Could This All be Done Better?
Of course it could! With a little thought you could make the holiday season magical for your child just by incorporating her needs into your festive equations.
- Decorate with lights:
If your child has good light perception, make the most of it. Go mad with decorative lights for your tree and battery operated table decorations. They are guaranteed to enchant.
- Decorate with shapes:
If light perception is problematic or absent, go for shapes. Christmas is especially good for iconic shapes and outlines and perhaps it would be more satisfying for a child with little or no vision to have carte blanche to feel a strong tree shape that can be hung with shatter-proof baubles (check that they tinkle!), candy decorations, and the more traditional little bells and stars.
- Explain everything:
It may seem self evident to you what the purpose of things are, but try explaining to your little one why you are celebrating. Thanksgiving has a fairly straightforward premise but explaining Christmas will give lots of parents pause. It’s a great opportunity to re-evaluate your own beliefs and to look squarely at the religious and traditional values you wish to pass on.
- Beware of fake smells:
If the smell is not natural—don’t do it! The glorious smell of mince tarts and Christmas cake baking cannot be reproduced by synthetic smells from store-bought candles, potpourri, and the like. It is intrusive and unnecessary to alter the natural smells which make a home known and comfortable to a child. If you have a real tree—great! The smells of fresh pine are a lovely addition to a room and are unlikely to offend tiny noses. Chemically synthesized “smells of Christmas” are a different matter entirely!
- Wear the same perfumes:
Speaking of smells, this is not a good time for you to change the perfume or aftershave you wear, or even the body-wash you use. Blind and visually impaired children derive tremendous comfort from the familiar smell of parents (sighted kids do, too, but it’s rarely noticed or mentioned). And if she can see very bright colors or very bold patterns then wear them to parties, church services, etc. so that she knows she can find you in a group of people. It’s easier for kids to move away from parents when they know they can find their way back to familiarity in a moment.
- Don’t abandon routine:
Keep closely to your child’s bedtime and nap schedule. A child, whether with sight problems or not, cannot be expected to give of their best when they are sleep deprived, and a cranky child is an unpleasant experience for everyone. So be firm about leaving parties—or making parties leave you—in good time for your child to be able to wind down, talk over her day, and then get a restful sleep. It provides you with a well deserved rest too: It’s a no brainer!
- Keep food to the standard fare, too:
If your child is having difficulty accepting more sophisticated or adventurous party food, then try to keep it simple. Better to come prepared with a small bag of things you know she’ll eat than having to leave early, or worse, stay hungry.

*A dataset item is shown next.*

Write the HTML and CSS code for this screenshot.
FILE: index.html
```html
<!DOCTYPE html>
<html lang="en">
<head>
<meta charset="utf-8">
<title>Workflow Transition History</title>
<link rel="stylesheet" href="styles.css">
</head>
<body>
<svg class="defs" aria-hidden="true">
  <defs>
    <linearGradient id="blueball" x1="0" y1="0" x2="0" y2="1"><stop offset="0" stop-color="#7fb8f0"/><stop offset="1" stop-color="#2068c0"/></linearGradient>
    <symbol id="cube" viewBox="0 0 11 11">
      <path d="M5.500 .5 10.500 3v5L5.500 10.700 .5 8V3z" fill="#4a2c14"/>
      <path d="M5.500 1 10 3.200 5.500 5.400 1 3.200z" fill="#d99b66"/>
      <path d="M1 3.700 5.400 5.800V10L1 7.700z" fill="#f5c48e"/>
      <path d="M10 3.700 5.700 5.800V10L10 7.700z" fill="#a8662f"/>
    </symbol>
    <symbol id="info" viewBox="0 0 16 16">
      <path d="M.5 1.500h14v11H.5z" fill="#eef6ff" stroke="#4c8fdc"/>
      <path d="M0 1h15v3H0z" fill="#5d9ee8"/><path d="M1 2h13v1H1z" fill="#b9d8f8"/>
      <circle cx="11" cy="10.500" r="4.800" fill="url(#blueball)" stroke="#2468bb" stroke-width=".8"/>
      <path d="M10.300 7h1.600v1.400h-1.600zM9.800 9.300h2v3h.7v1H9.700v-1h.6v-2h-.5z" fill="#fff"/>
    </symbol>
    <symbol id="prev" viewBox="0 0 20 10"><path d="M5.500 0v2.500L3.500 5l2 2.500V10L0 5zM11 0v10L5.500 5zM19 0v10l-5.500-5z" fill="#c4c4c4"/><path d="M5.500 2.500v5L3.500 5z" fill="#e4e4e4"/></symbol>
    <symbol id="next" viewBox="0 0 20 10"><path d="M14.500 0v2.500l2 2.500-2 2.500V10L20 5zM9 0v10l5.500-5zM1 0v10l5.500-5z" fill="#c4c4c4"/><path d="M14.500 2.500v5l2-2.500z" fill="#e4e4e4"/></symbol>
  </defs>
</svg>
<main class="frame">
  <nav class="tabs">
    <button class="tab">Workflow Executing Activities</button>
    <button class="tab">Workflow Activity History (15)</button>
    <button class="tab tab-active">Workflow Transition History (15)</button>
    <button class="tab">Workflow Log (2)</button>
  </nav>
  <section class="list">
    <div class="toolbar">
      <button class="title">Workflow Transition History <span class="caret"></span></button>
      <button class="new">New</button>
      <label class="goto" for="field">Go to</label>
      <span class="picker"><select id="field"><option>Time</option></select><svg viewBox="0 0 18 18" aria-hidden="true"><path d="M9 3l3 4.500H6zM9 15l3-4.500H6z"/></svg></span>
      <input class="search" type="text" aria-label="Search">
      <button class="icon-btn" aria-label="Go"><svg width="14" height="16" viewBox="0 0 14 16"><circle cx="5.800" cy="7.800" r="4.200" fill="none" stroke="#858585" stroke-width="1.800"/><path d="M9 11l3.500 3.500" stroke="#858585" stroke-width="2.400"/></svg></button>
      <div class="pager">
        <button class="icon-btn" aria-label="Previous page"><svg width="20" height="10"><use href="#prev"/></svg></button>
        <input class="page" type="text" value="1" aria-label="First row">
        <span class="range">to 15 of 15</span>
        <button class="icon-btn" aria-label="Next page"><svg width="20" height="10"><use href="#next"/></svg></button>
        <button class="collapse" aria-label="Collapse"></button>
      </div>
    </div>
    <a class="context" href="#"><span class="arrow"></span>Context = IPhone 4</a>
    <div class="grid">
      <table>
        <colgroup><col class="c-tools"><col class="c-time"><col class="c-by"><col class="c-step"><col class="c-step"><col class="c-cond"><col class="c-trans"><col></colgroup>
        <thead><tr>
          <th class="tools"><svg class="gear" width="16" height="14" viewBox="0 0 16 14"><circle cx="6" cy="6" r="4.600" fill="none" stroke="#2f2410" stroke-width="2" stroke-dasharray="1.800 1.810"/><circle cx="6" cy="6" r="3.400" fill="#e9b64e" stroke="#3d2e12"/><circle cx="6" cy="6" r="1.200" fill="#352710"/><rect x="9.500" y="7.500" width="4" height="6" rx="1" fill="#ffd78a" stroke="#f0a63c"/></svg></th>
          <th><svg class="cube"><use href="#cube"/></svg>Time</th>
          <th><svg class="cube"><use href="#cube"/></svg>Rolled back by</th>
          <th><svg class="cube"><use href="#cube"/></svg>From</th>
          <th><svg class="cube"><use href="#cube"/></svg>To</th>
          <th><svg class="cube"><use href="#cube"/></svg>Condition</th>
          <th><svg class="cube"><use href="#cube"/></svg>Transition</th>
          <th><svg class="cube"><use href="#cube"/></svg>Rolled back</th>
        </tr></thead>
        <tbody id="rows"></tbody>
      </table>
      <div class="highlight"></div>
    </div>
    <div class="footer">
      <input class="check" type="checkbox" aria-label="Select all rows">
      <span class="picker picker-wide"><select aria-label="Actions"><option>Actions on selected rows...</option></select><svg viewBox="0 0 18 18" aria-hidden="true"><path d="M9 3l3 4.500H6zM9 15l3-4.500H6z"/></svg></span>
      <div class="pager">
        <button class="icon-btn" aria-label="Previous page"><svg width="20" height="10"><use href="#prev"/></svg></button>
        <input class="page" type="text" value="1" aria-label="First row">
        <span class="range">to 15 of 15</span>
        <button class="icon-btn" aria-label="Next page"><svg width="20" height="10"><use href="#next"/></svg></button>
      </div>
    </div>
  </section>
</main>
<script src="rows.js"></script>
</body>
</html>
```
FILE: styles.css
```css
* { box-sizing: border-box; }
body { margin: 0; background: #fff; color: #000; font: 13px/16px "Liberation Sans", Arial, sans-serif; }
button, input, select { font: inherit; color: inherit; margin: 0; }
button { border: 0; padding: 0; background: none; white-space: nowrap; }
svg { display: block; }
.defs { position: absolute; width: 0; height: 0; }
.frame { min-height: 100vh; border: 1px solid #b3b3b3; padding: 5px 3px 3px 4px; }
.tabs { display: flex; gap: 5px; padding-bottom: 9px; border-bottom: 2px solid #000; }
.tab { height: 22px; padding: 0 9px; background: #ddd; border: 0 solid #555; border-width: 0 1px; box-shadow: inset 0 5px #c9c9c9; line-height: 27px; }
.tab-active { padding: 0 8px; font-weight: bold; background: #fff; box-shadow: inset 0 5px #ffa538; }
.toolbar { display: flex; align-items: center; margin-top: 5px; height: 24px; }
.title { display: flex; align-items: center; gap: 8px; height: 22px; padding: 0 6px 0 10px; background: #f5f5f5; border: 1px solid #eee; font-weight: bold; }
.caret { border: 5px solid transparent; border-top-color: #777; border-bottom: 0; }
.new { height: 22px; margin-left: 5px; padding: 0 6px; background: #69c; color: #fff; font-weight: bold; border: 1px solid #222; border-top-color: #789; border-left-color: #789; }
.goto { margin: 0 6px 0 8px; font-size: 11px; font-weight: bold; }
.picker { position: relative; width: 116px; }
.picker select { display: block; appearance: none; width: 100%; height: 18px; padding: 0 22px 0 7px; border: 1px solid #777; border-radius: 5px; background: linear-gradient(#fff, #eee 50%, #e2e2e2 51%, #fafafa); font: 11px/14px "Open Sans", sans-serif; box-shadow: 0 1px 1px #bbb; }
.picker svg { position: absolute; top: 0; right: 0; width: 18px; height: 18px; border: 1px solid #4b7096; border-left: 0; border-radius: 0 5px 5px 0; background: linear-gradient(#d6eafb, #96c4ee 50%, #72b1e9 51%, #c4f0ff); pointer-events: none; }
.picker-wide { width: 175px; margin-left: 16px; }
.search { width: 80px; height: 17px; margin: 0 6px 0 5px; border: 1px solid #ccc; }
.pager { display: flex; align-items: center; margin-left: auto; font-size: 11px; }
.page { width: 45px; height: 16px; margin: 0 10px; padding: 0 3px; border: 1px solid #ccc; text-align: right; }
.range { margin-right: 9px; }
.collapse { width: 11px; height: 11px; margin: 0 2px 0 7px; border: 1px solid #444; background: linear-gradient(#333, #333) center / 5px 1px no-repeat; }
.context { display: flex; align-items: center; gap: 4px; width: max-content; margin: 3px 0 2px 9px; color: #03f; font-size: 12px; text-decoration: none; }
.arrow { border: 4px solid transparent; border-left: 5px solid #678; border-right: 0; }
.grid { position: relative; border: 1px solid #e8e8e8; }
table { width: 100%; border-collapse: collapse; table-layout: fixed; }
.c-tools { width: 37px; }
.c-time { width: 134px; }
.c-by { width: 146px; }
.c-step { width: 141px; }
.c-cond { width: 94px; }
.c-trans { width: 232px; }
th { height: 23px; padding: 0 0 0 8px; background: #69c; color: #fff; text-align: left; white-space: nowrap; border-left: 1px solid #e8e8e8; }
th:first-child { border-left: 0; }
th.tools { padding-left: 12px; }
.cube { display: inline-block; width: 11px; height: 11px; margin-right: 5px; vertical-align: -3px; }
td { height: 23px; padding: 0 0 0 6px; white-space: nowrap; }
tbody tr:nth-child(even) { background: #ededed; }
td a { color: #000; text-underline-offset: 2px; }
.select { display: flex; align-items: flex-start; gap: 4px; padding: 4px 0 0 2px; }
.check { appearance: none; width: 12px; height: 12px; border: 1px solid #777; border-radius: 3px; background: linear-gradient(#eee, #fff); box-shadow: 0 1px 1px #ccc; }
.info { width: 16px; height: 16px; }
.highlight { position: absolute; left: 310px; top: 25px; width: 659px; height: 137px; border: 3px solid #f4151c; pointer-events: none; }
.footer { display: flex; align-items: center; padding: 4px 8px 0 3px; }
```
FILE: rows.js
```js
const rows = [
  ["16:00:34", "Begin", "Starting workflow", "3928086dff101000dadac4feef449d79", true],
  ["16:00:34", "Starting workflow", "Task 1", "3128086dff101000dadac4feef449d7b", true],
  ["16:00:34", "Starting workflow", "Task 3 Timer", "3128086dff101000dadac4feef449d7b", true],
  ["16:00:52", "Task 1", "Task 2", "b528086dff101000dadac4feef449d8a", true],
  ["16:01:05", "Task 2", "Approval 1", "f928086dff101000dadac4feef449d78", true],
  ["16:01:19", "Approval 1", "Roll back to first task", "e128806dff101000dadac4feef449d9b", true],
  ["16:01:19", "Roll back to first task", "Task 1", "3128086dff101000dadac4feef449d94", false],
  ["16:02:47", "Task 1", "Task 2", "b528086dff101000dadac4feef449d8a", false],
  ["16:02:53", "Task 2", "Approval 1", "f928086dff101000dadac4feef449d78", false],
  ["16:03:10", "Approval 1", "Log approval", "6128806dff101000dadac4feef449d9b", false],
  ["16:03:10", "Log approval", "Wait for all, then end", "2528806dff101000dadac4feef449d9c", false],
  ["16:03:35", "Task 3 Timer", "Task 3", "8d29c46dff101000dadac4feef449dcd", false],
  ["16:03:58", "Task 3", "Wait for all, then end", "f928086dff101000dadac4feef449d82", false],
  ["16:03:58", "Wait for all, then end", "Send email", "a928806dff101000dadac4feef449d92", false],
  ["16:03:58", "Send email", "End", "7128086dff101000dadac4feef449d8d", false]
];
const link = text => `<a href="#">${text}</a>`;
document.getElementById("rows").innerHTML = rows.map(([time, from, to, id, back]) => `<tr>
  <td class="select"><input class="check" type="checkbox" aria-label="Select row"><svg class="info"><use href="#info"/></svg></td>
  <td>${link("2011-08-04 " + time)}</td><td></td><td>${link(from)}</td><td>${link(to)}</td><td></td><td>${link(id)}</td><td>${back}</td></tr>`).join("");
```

- Don’t hoard your knowledge:
Beforehand, your friends and relatives should have an idea of how to behave with your child, and what to expect from her. You can make a reasonably astute guess that the people who love you and your family have concerns about making the occasion comfortable and enjoyable for you and your disabled child. If some people don’t know that there are sight issues for you and your child to manage, it’s simply not fair (to everyone concerned) if you don’t take the time and care to explain this.
Most reasonable people will be delighted to take your advice and they will be much more natural and comfortable with your child if you give them a few pointers. If you know Jenny will not want to be touched by anyone but you—for heaven’s sake don’t keep it to yourself! But don’t wait till the party to educate and inform folk—that’s objectionable for any number of reasons. Do it quietly and calmly beforehand, and let everyone keep their dignity (and their temper!)
- Simplify gift wrapping:
Unwrapping gifts can be a soul destroying struggle. It is the common experience of parents that blind and visually impaired kids need easy-to-open presents. Lavish wrapping and multiple layers are confusing and frustrating. If you let friends and relatives know this before they begin preparing presents, it’s an easy accommodation that people are happy to make. And don’t forget that some toys require complex construction best done before the grand opening. Most kids’ toys come with batteries where they are required now; but it’s worth checking. Who wants a present that doesn’t work till tomorrow, when you can’t even see what it does today!
- Build in plenty of time for her to examine her gifts:
And be prepared for her to reject them. You cannot force any child to immediately display delight and fascination if she’s just not interested. This could be a tricky moment for the gift giver—but not if you have done the preparation beforehand. Blind kids take much longer to get to know new toys; this is entirely natural when you consider that she will know the toy in a different way to a sighted child and if you have explained this, why would anyone be offended?
- Spread out the gift opening:
An orgy of present opening is unlikely to appeal to a visually impaired or blind child, so let people know that one present will be opened now and the rest staggered over the next few days (or even weeks). Again, if you explain, most reasonable, intelligent people will understand and comply with your wishes. Where people cannot or will not understand, it is only important that they comply and for the sake of your child’s enjoyment and comfort, you must simply insist (in the nicest way possible).
- Play with advent calendars:
These are a terrific way to count down to the Big Day and allow you to build and manage your child’s anticipation of the festivities. They can be as tactile, audible, or edible as you think suitable, and you could even start the season by helping your child to make one. It’s a great opportunity to talk about what’s coming up!
Remember: You could arrange a spectacular Christmas or Thanksgiving celebration involving six stunning courses of fantastic food in splendidly arranged and decorated surroundings, but if you are cranky, short tempered, and exhausted, is it really a celebration?
Look at things from your child’s point of view—what’s more valuable? A cordon bleu meal in spotless surroundings? Or you, easy-going, happy, and ready to celebrate?
Relax and dial down your plans if you want a family holiday to remember for the right reasons!
Look Out for Tiny Miracles!
I speak from experience, here. My daughter, who is visually impaired, had reached the age of two and a half years old and was still exhibiting almost no language skills whatsoever. Professional advice was to wait without worrying too much—an impossibility you’ll probably agree; she was almost mute!
On Christmas Eve two years ago, we put up our tree and went to bed to await the arrival of Santa. When we got up again next morning, it was still dark outside, so we put on the tree lights to illuminate our twinkling, sparkling, gift-littered sitting room.
My daughter came into the room a little while later. I can only guess at what she could see, but she had good light perception and seemed entranced! All she said was, “Oh, wow.”
At breakfast she said a little more…
By the time Christmas dinner was served, she was more voluble still…
Within the week, she had more than seventy words! A tiny, mundane, desperately hoped for, miracle.
What will you be asking Santa for this year?